From Cairo I drove out five miles to the site of Heliopolis, the ancient City of the Sun, where stands the oldest obelisk in the world. This monument was very old when Abraham came down into Egypt, and under its shadow Joseph, when he was manager of Pharaoh’s estates, came to court Asenath, the daughter of a priest in the great temple to which the obelisk belonged. Near it Mary rested with the child Jesus during the flight from the wrath of Herod the King. Heliopolis, first set up for the worship of the sun-god Ra, the ancestor of all the Pharaohs, later became the Boston of Egypt where two thousand years ago the wise men studied logic, and it was in the Temple of Heliopolis that Plato taught philosophy and Herodotus studied history. We learn from some of the hieroglyphics of Egypt that the temple had more than twelve thousand employees connected with it. The road to it leads through a long avenue of acacia trees past the royal summer palace, and the city stood in one of the most fertile portions of the valley of the Nile. Not a vestige of its ruins now remains save this obelisk, which stands sixty feet above the ground in the midst of green crops. Not far from it two buffaloes, with cloths over their faces, went round and round pulling the bar which turns the great water-wheel of a squeaking sakieh. I found a few beggars asking for backsheesh and saw half-a-dozen Mohammedans sitting gossiping by the roadside; but there was nothing else except the green of the fields, with a bleak and bare desert stretching away beyond them and the shadowy ghosts of the Pyramids looming large on the distant horizon. The obelisk is almost the twin of the one in Central Park, New York, save that the hieroglyphics on its sides are more deeply cut and the bees have made their nests in many of the figures. Bees very like our honey bees swarm over the monuments of Egypt. I saw one colony living on the side of the Sphinx, and the whole of one surface of this obelisk is covered with their cells.
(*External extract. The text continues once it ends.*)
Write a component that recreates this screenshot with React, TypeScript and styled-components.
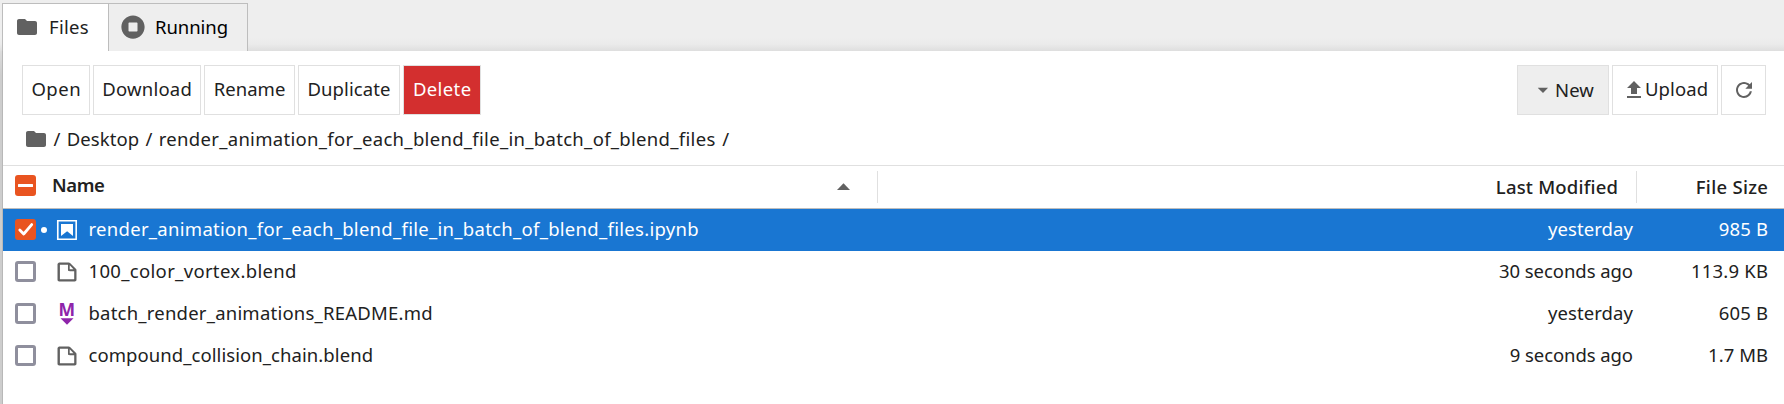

Seen from a distance, the Pyramids are like gray cones rising above the horizon and are frequently disappointing in their first impression. It is only on closer view that their enormous size and the miracle of their ever being built are realized.
Gangs of brown-skinned fellaheen dig day after day, uncovering the tombs and the history of centuries ago. Contractors say that the Egyptian peasant prefers a basket to a wheelbarrow for dirt carrying, solely because his grandfather used a basket.